The first comment on that article brings up a good point, that it was because the song was becoming so famous and popular on Youtube/iTunes that radio stations were forced to play it, it wasn't that this reality was arranged by some key players who're the ultimate deciders on what ends up getting radio airplay and what not:

For those of us deeply established in Seattle hiphop music; we know this post is not "the real story". In fact, it is completely unfactual and more than misleading. Macklemore is an independent artist who, along with Ryan Lewis, earned the Number 1 spot, first on iTunes and then confirmed on Billboard. Radio had no choice but to add the Thrift Shop single - or face being confirmed as an out dated form of music discovery. Major music Industry is no longer the sole means of entry into the fold. I find it amazing how large format Media tries to explain away how an upstart dared to do this while turning down Diddy, Jay Z and Interscope offers along the way.

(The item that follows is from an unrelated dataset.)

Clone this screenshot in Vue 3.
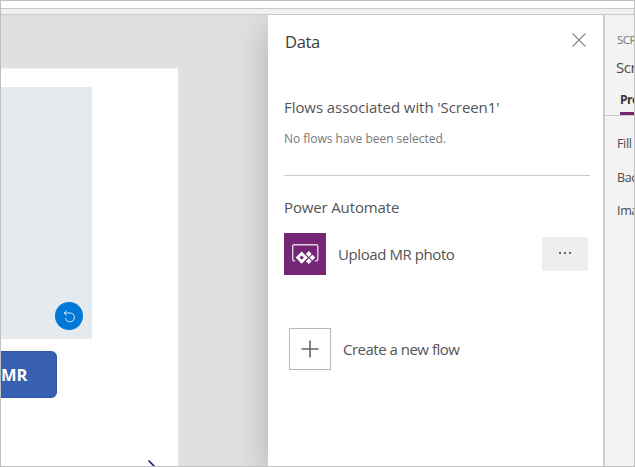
<script setup>
const properties = ['Fill', 'Background image', 'Image position']
</script>

<template>
  <div class="window">
    <div class="ribbon"></div>
    <div class="formula"></div>
    <div class="workspace">
      <main class="canvas">
        <div class="screen">
          <div class="photo">
            <button class="undo" aria-label="Undo">
              <svg width="28" height="28" viewBox="0 0 28 28" fill="none" stroke="#d5eaf9" stroke-width="1">
                <path d="M9.2 11H15a4.4 4.4 0 1 1-4.4 5M11.7 8.6 9 11l2.7 2.4" />
              </svg>
            </button>
          </div>
          <button class="mr">MR</button>
          <svg class="stroke" width="10" height="7" viewBox="0 0 10 7">
            <path d="M.5 .5 8 8" stroke="#00126b" stroke-width="1.5" />
          </svg>
        </div>
      </main>
      <section class="panel">
        <header class="head">
          <h1><span class="t-data">Data</span></h1>
          <svg width="14" height="14" viewBox="0 0 14 14" stroke="#868686" stroke-width="1.1">
            <path d="M.5 .5l13 13M13.5 .5l-13 13" />
          </svg>
        </header>
        <h2 class="associated"><span class="t-assoc">Flows associated with 'Screen1'</span></h2>
        <p class="empty"><span class="t-empty">No flows have been selected.</span></p>
        <h2 class="automate"><span class="t-auto">Power Automate</span></h2>
        <div class="flow">
          <svg class="logo" width="42" height="42" viewBox="0 0 42 42">
            <rect width="42" height="42" fill="#742774" />
            <path d="M11 27.7H10a1.3 1.3 0 0 1-1.3-1.3V13.3a1.5 1.5 0 0 1 1.5-1.5h22.1a1.5 1.5 0 0 1 1.5 1.5v13.1a1.3 1.3 0 0 1-1.3 1.3H31" fill="none" stroke="#e2d0e2" stroke-width="1.4" />
            <path d="M17.7 20.5l4.1 4.1-4.1 4.1-4.1-4.1z" fill="none" stroke="#fff" stroke-width="2.8" />
            <path d="M24.8 18.1l2.9 2.9-2.9 2.9-2.9-2.9zM28.4 21.7l2.9 2.9-2.9 2.9-2.9-2.9zM24.8 25.3l2.9 2.9-2.9 2.9-2.9-2.9z" fill="#fff" />
          </svg>
          <span class="label t-upload">Upload MR photo</span>
          <button class="more" aria-label="More"><i></i><i></i><i></i></button>
        </div>
        <div class="create">
          <span class="plus">
            <svg width="18" height="18" viewBox="0 0 18 18" stroke="#666" stroke-width="1.6">
              <path d="M9 .5v17M.5 9h17" />
            </svg>
          </span>
          <span class="label t-create">Create a new flow</span>
        </div>
      </section>
      <aside class="side">
        <div class="kind">SCREEN</div>
        <div class="name">Screen1</div>
        <div class="tabs"><span class="tab">Properties</span></div>
        <div v-for="p in properties" :key="p" class="prop">{{ p }}</div>
      </aside>
    </div>
  </div>
</template>

<style>
body { overflow: hidden; }
</style>

<style scoped>
* { box-sizing: border-box; margin: 0; font-weight: 400; }
button { border: 0; padding: 0; font-family: inherit; }
svg { display: block; flex: none; }
.window {
  width: 635px; height: 467px; border: 1px solid #c0c0c0; overflow: hidden;
  display: flex; flex-direction: column; background: #fff;
  font-family: "Open Sans", "Noto Sans", sans-serif; color: #555; white-space: nowrap;
}
.ribbon { height: 8px; flex: none; border-bottom: 1px solid #c8c8c8; }
.formula { height: 6px; flex: none; background: #f0f0f0; border-bottom: 1px solid #cacaca; }
.workspace { flex: 1; display: flex; min-height: 0; }
.canvas { width: 267px; flex: none; padding-top: 53px; background: #e0e0e0; overflow: hidden; }
.screen { width: 177px; height: 398px; padding-top: 18px; background: #fff; border-top: 1px solid #f3f3f3; display: flex; flex-direction: column; }
.photo { width: 91px; height: 252px; flex: none; background: #e5eaee; display: flex; align-items: flex-end; justify-content: flex-end; padding: 0 9px 9.5px 0; }
.undo { width: 28px; height: 28px; border-radius: 50%; background: #0078d7; }
.mr { width: 56px; height: 47px; flex: none; margin-top: 12px; border-radius: 0 6px 6px 0; background: #3860b2; border: 1px solid #3156a2; border-left: 0; color: #fff; font-size: 16.5px; font-weight: 700; text-align: left; }
.stroke { margin: 62px 0 0 147px; }
.panel { width: 335px; flex: none; padding: 0 13px 0 16px; background: #fff; position: relative; box-shadow: 0 10px 32px rgba(0, 0, 0, .22); clip-path: inset(0 0 0 -60px); }
.head { height: 54px; display: flex; align-items: center; justify-content: space-between; padding-right: 4px; }
.head svg { margin-top: -5px; }
.head h1 { font-size: 16.5px; line-height: 54px; color: #3c3c3c; padding-left: 1px; }
h2 { font-size: 15px; }
.associated { height: 46px; line-height: 46px; margin-top: 15px; margin-bottom: -15px; }
.empty { height: 61px; padding-top: 14px; font-size: 12px; line-height: 20px; color: #777; border-bottom: 1px solid #cacaca; }
.automate { height: 57px; padding-top: 21px; line-height: 20px; }
.flow { height: 42px; display: flex; align-items: center; padding-right: 2px; }
.label { font-size: 15px; margin-left: 12px; }
.more { width: 46px; height: 34px; margin-left: auto; border-radius: 2px; background: #eee; display: flex; align-items: center; justify-content: center; gap: 3px; padding-bottom: 2px; }
.more i { width: 2px; height: 2px; background: #666; }
.create { display: flex; align-items: center; margin: 53px 0 0 5px; }
.plus { width: 42px; height: 42px; border: 1px solid #b8b8b8; display: flex; align-items: center; justify-content: center; }
.side { width: 31px; flex: none; background: #f3f3f3; border-left: 2px solid #cacaca; overflow: hidden; font-size: 12.5px; color: #4a4a4a; }
.kind { height: 18px; margin: 16px 0 0 12px; line-height: 18px; font-size: 11.5px; color: #777; letter-spacing: -.5px; }
.name { height: 24px; margin: 6px 0 0 11px; line-height: 24px; font-size: 15px; letter-spacing: -.5px; }
.tabs { height: 37px; padding: 9px 0 0 15px; border-bottom: 1px solid #cacaca; }
.tab { display: block; height: 27px; line-height: 24px; font-weight: 700; font-size: 12px; color: #333; border-bottom: 3px solid #742774; letter-spacing: -.5px; }
.prop { height: 34px; line-height: 34px; padding-left: 12px; letter-spacing: -.35px; }
.tabs + .prop { margin-top: 11px; }
.prop:last-child { margin-top: -1px; }
.t-data { letter-spacing: -.3px; }
.t-assoc { letter-spacing: -.07px; }
.t-empty { letter-spacing: -.02px; }
.t-auto { letter-spacing: -.14px; }
.t-upload { letter-spacing: -.42px; }
.t-create { letter-spacing: -.5px; }
</style>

Macklemore has worked very hard for years to achieve this feat, and he should be celebrated. Any analysis at this point should be from a place of admiration and not denegration, as the title of this post attempts to do.

The comments of the NPR article suggest that the reporting is misleading at best, wrong at worst, and isn't news (the facts were reported months ago).

Edit: to expand on the comments in the NPR piece- Macklemore and Ryan Lewis didn't sign with a label to get distribution, they stayed independent despite hiring ADA (a subsidiary of the Warner Music Group) to get them distribution.

Anyone who reads the article should easily see why it was lazy. The article is titled "The Real Story of How Mackelmore Got to Number 1". Maybe I'm spoiled by the New Yorker, Atlantic, Slate, Vice, etc..., but when I see something billed as the "real story" I expect more than a half dozen paragraphs. The only "story" in this report is one sentence saying that they hired Warner Music to get more radio play. There are no further details and that seems extremely lazy to me.